A vegetable oil, with Newtonian viscosity and with a low melting point, below 0 °C and above -30 °C such as soyabean (soybean) oil is mixed with one to fifteen percent by weight hydrophobic fumed silica, an example of fumed silica being Reolosil. The oil and fumed silica is mixed with sufficient time and shear to produce a gel, typically no more than 4 hours. The resultant gel is non-Newtonian and shear thinning. The gel is non-aqueous and as such non- or low-conducting to electricity. The insulator gel may develop additional gel strength when left static without shear. The insulator gel decreases in viscosity with an increase in temperature. The gel increases in viscosity with an decrease in temperature. The gel does not cure to form a grout or solid. Below the melting point of the insulator gel, a solid product may form. Above the melting point of the insulator gel and below 0 °C, the insulator gel may cloud and form a paste-like gel, rather than a smooth, free-flowing gel. The typical viscosity of the gel is represented in Table 1 , which was recorded using a Chandler 3500 viscometer, with rotor 1, bob 2, spring 1 configuration.

Table 1 Viscosity profile of Soyabean oil-based insulator gel

By changing the type of oil, a product with different density and melting point can be created. This may be used to control the depth at which the insulator gel sits in the water column. In another embodiment, a lightweight insulator gel was prepared using a linear alkane. A linear alkane such as SIPDRILL 2/0 from SIP Ltd may be used. The oil may be heated, typically to 70 °C, with stirring and to this oil a block copolymer may be added.

The block copolymer may be based on a styrene monomer and one or two other monomers from ethylene, propylene or butadiene. The copolymer may be a Kraton block copolymer. The block copolymer may be added at 1 to 5% by weight of oil. The block copolymer may yield in the oil at elevated temperatures to form a clear solution which upon cooling forms a shear thinning base gel. Then density of such a base gel is generally less than 1.0 g/cm ³ and greater than 0.7 g/cm ³ . To the gel may be added surface active products to assist the suspension of solids. The surface active products may be non-ionic. The non-ionic products may be polyethylene-glycol diesters. The polyethylene-glycol diester may be PEG 400 dioleate and may be added at between 0.1 and 0.5 percent by weight of the oil. The surface active products may be cationic. The cationic products may be imidazolines. The imidazolines may be a TOFA-DETA imidazoline. Two surface active agents may be used at the same time; one surface active agent may be non-ionic and one may be cationic; the combination surfactants may be PEG 400 dioleate and TOFA-DETA imidazoline; the combined surface active agents may be used together at between 0.1 and 0.5 percent. To the base gel may be added glass microspheres with a true density between 0.1 and 0.9 g/cm ³ . Typically, the glass microspheres will have a density of 0.1 to 0.45 g/cm ³ . The glass spheres may be XLD, S or K grade glass microspheres by 3M. The glass microspheres are typically mixed with a folding mechanical action and may also be mixed using baffles to create eddies within the gel.
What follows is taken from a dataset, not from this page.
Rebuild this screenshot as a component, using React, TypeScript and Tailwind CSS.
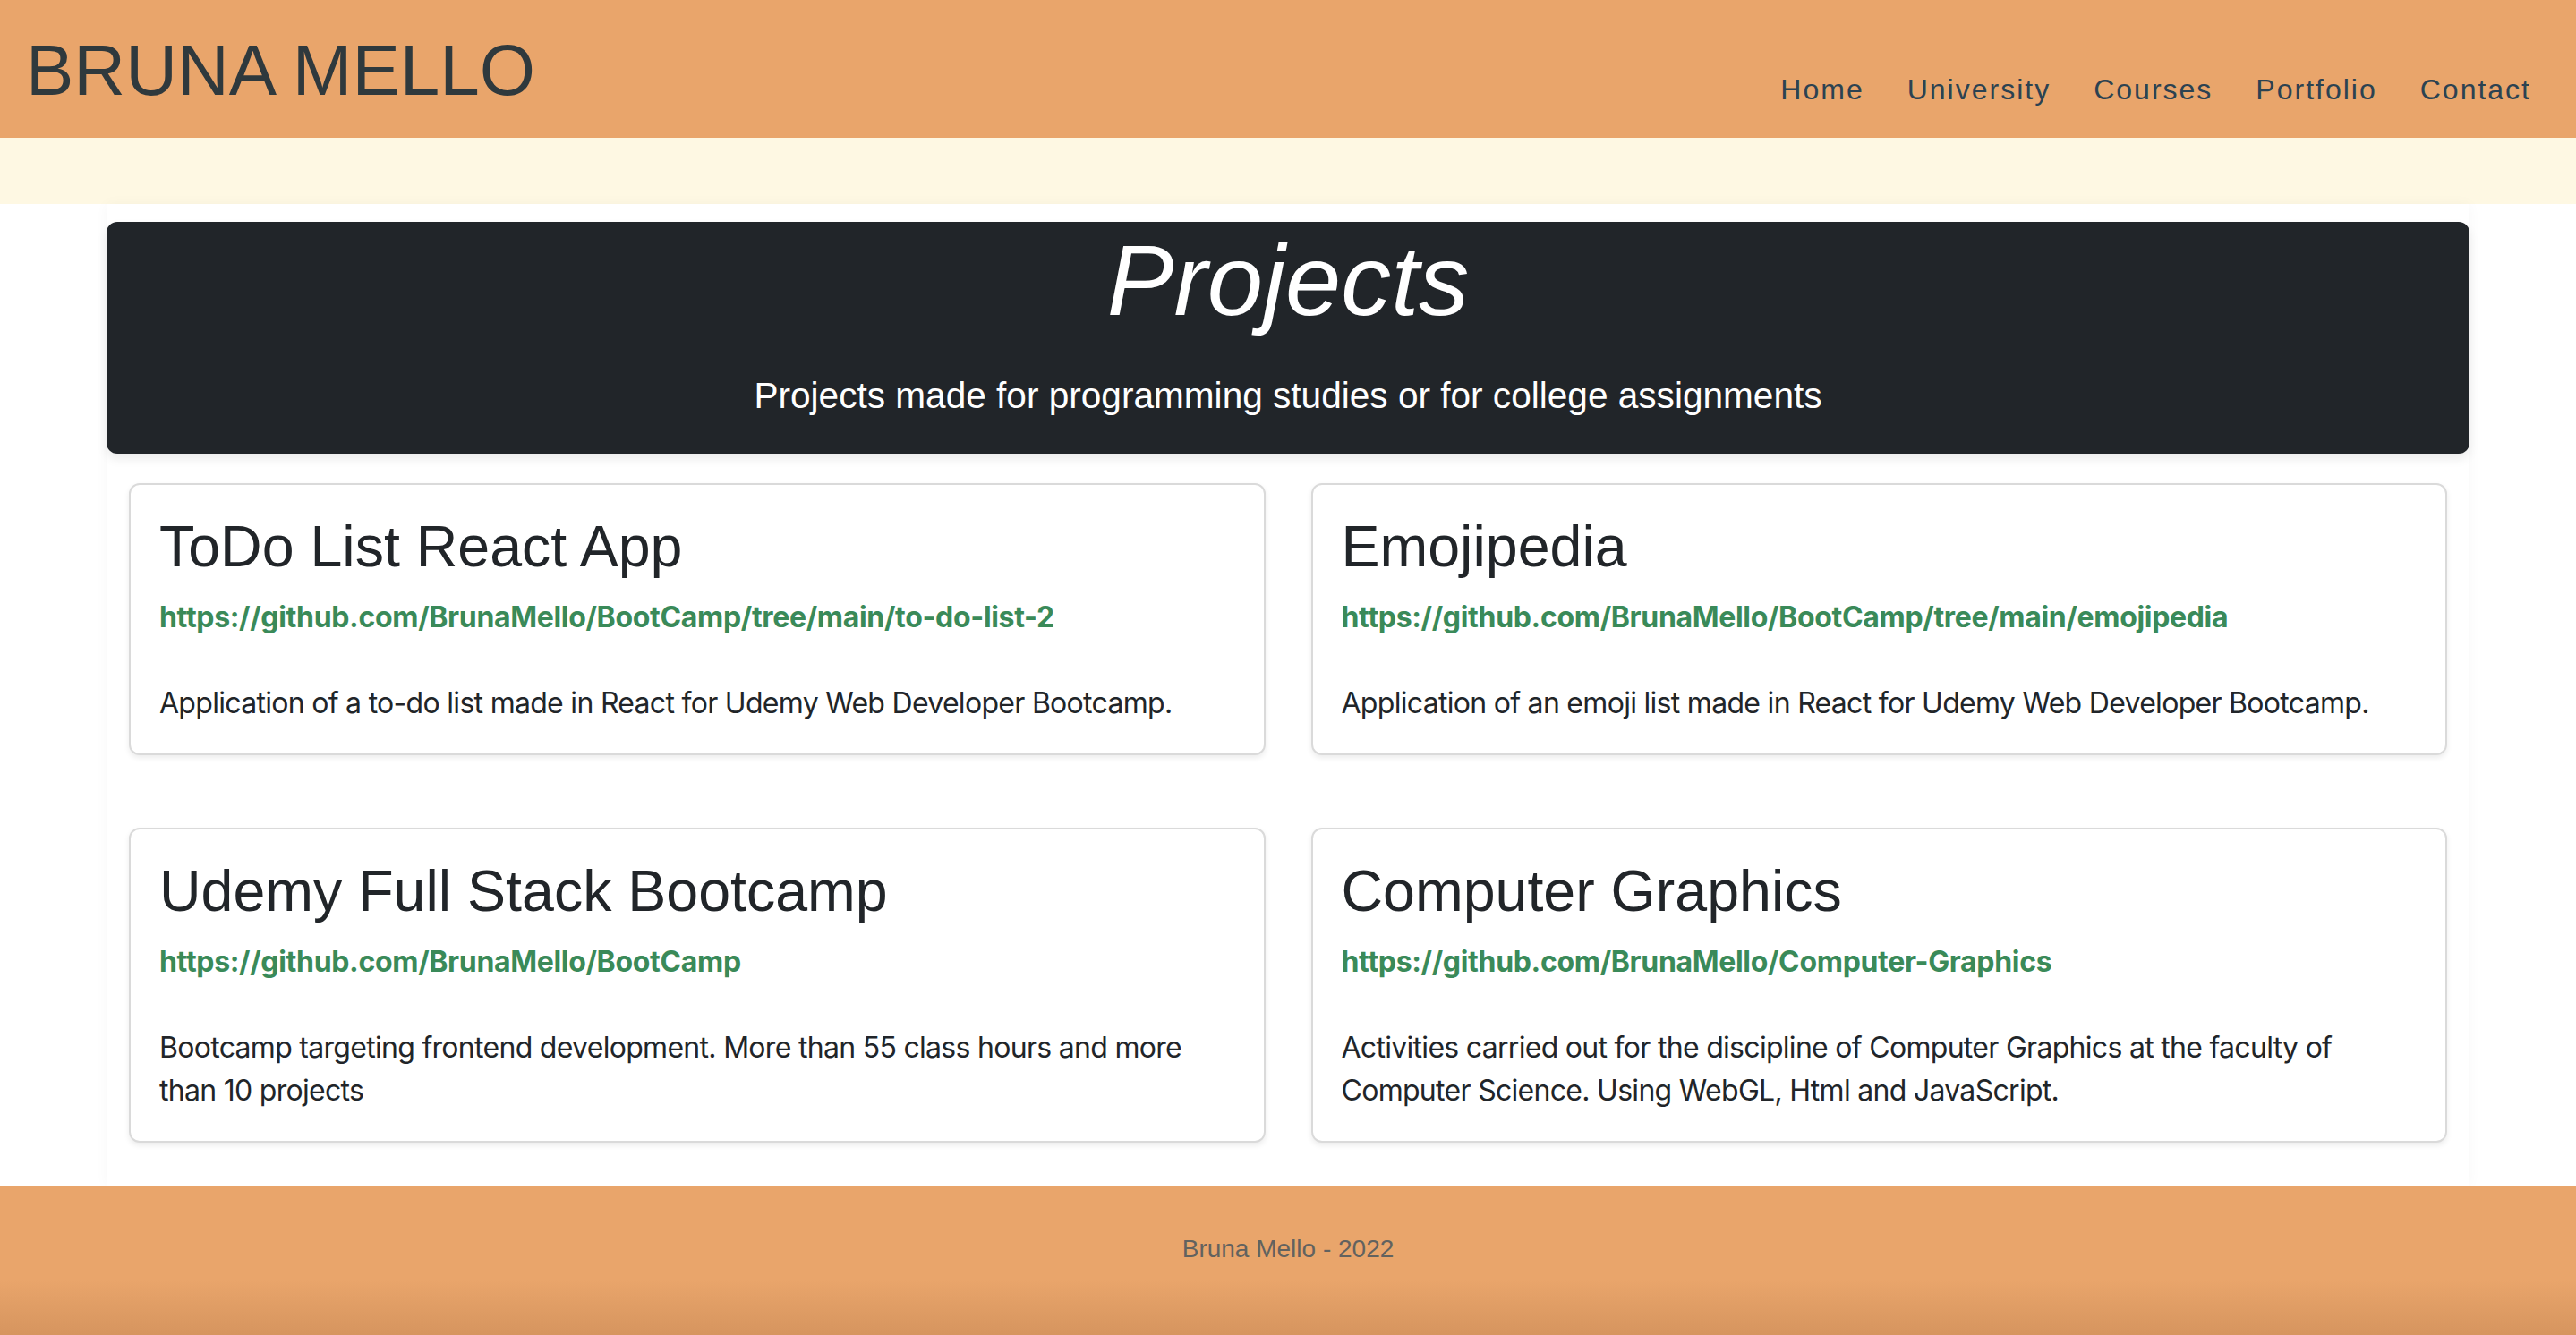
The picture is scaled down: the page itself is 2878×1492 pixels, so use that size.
import React from "react";

const projects = [
  {
    title: "ToDo List React App",
    link: "https://github.com/BrunaMello/BootCamp/tree/main/to-do-list-2",
    desc: "Application of a to-do list made in React for Udemy Web Developer Bootcamp.",
  },
  {
    title: "Emojipedia",
    link: "https://github.com/BrunaMello/BootCamp/tree/main/emojipedia",
    desc: "Application of an emoji list made in React for Udemy Web Developer Bootcamp.",
  },
  {
    title: "Udemy Full Stack Bootcamp",
    link: "https://github.com/BrunaMello/BootCamp",
    desc: "Bootcamp targeting frontend development. More than 55 class hours and more than 10 projects",
  },
  {
    title: "Computer Graphics",
    link: "https://github.com/BrunaMello/Computer-Graphics",
    desc: "Activities carried out for the discipline of Computer Graphics at the faculty of Computer Science. Using WebGL, Html and JavaScript.",
  },
];

const nav = ["Home", "University", "Courses", "Portfolio", "Contact"];

function Card({ p }: { p: (typeof projects)[number] }) {
  return (
    <div className="rounded-[12px] border-2 border-[#dadada] bg-white p-[32px] shadow-[0_3px_6px_rgba(0,0,0,0.08)]">
      <h2 className="mb-[18px] font-['Liberation_Sans',sans-serif] text-[64.5px] leading-[1.15] text-[#212529]">
        {p.title}
      </h2>
      <a
        href="#"
        className="block font-['Inter',sans-serif] text-[32px] font-bold leading-[48px] tracking-[-0.01em] text-[#3a8a59]"
      >
        {p.link}
      </a>
      <p className="mt-[48px] font-['Inter',sans-serif] text-[32px] leading-[48px] tracking-[-0.022em] text-[#212529]">
        {p.desc}
      </p>
    </div>
  );
}

export default function App() {
  return (
    <div className="flex min-h-[1492px] flex-col bg-white font-['Liberation_Sans',sans-serif]">
      <header className="flex h-[154px] items-start justify-between bg-[#E9A56B]">
        <h1 className="pl-[29px] pt-[39px] text-[80px] leading-none text-[#2f393d]">BRUNA MELLO</h1>
        <nav className="flex gap-[48px] pr-[50px] pt-[84px]">
          {nav.map((n) => (
            <a key={n} href="#" className="text-[32px] leading-none tracking-[2px] text-[#2c4251]">
              {n}
            </a>
          ))}
        </nav>
      </header>
      <div className="h-[74px] bg-[#FEF8E3]" />
      <main className="mx-auto w-[2640px] flex-1 bg-white shadow-[0_0_14px_rgba(0,0,0,0.035)]">
        <section className="mt-[20px] rounded-[12px] bg-[#212529] pb-[35px] pt-[10px] text-center text-white shadow-[0_6px_12px_rgba(0,0,0,0.08)]">
          <h2 className="text-[112px] italic leading-none">Projects</h2>
          <p className="mt-[42px] text-[40.6px] leading-[60px]">
            Projects made for programming studies or for college assignments
          </p>
        </section>
        <div className="mt-[33px] grid grid-cols-2 gap-x-[51px] gap-y-[81px] px-[25px] pb-[48px]">
          {projects.map((p) => (
            <Card key={p.title} p={p} />
          ))}
        </div>
      </main>
      <footer className="flex h-[170px] justify-center bg-[linear-gradient(to_bottom,#E9A56B_0%,#E9A56B_62%,#D5945E_100%)] pt-[54px]">
        <span className="text-[28px] leading-[34px] text-[#62625f]">Bruna Mello - 2022</span>
      </footer>
    </div>
  );
}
The resulting insulator gel will have a density less than 0.7 g/cm ³ and greater than 0.4 g/cm ³ . Table 2 shows several formulations of lightweight insulator gel that may be prepared, utilising linear alkane and vegetable oil. Table 2 Low density insulator gel examples

In terms of insulating properties, Table 3 demonstrates the insulation properties of oil- based formulations vs seawater, measured on a HI 2550 with HI-76310 conductivity probe, calibrated to 0.01 mS/cm resolution. This demonstrates the electrical insulation provided in a marine environment with this disclosure, without the need to introducing a solid- forming product. These oil-based gels remain as fluids, are compliant to structural changes in operational temperatures and do not form brittle solids which may shrink or expand at a different rate the steel structures. If the fluid expands/shrinks due to temperature changes, it is still a non-brittle fluid which fills the annular diameter around the MP-TP connection, removing the possibility of seawater induced corrosion. Table 3 Fluid conductivity examples at 20 degrees Celsius

In summary, there is provided a an offshore foundation structure in a body of water. The method (100) comprises driving (110) a monopile (17) into a ground surface offshore. The monopile (17) extends from the ground surface through the body of water towards an upper surface (16) of the body of water. The method (100) further comprises securing (120) a further member (12) to the monopile (17) via a connection assembly (14) to form the offshore foundation structure. The method (100) further comprises providing (130) a liquid (9) into a seal region defined between the monopile (17) and the further member (12). The liquid (9) is in contact with the monopile (17) and the further member (12) to substantially prevent ingress of water from the body of water surrounding the offshore foundation structure to the connection assembly (14). The liquid (9) is substantially immiscible with water. The liquid (9) is configured to remain flowable, at least intermittently, throughout operation of the offshore foundation structure. Throughout the description and claims of this specification, the words “comprise” and “contain” and variations of them mean “including but not limited to”, and they are not intended to (and do not) exclude other moieties, additives, components, integers or steps. Throughout the description and claims of this specification, the singular encompasses the plural unless the context otherwise requires. In particular, where the indefinite article is used, the specification is to be understood as contemplating plurality as well as singularity, unless the context requires otherwise.

Features, integers, characteristics, compounds, chemical moieties or groups described in conjunction with a particular aspect, embodiment or example of the disclosure are to be understood to be applicable to any other aspect, embodiment or example described herein unless incompatible therewith. All of the features disclosed in this specification (including any accompanying claims, abstract and drawings), and/or all of the steps of any method or process so disclosed, may be combined in any combination, except combinations where at least some of such features and/or steps are mutually exclusive. The disclosure is not restricted to the details of any foregoing embodiments. The disclosure extends to any novel one, or any novel combination, of the features disclosed in this specification

(including any accompanying claims, abstract and drawings), or to any novel one, or any novel combination, of the steps of any method or process so disclosed.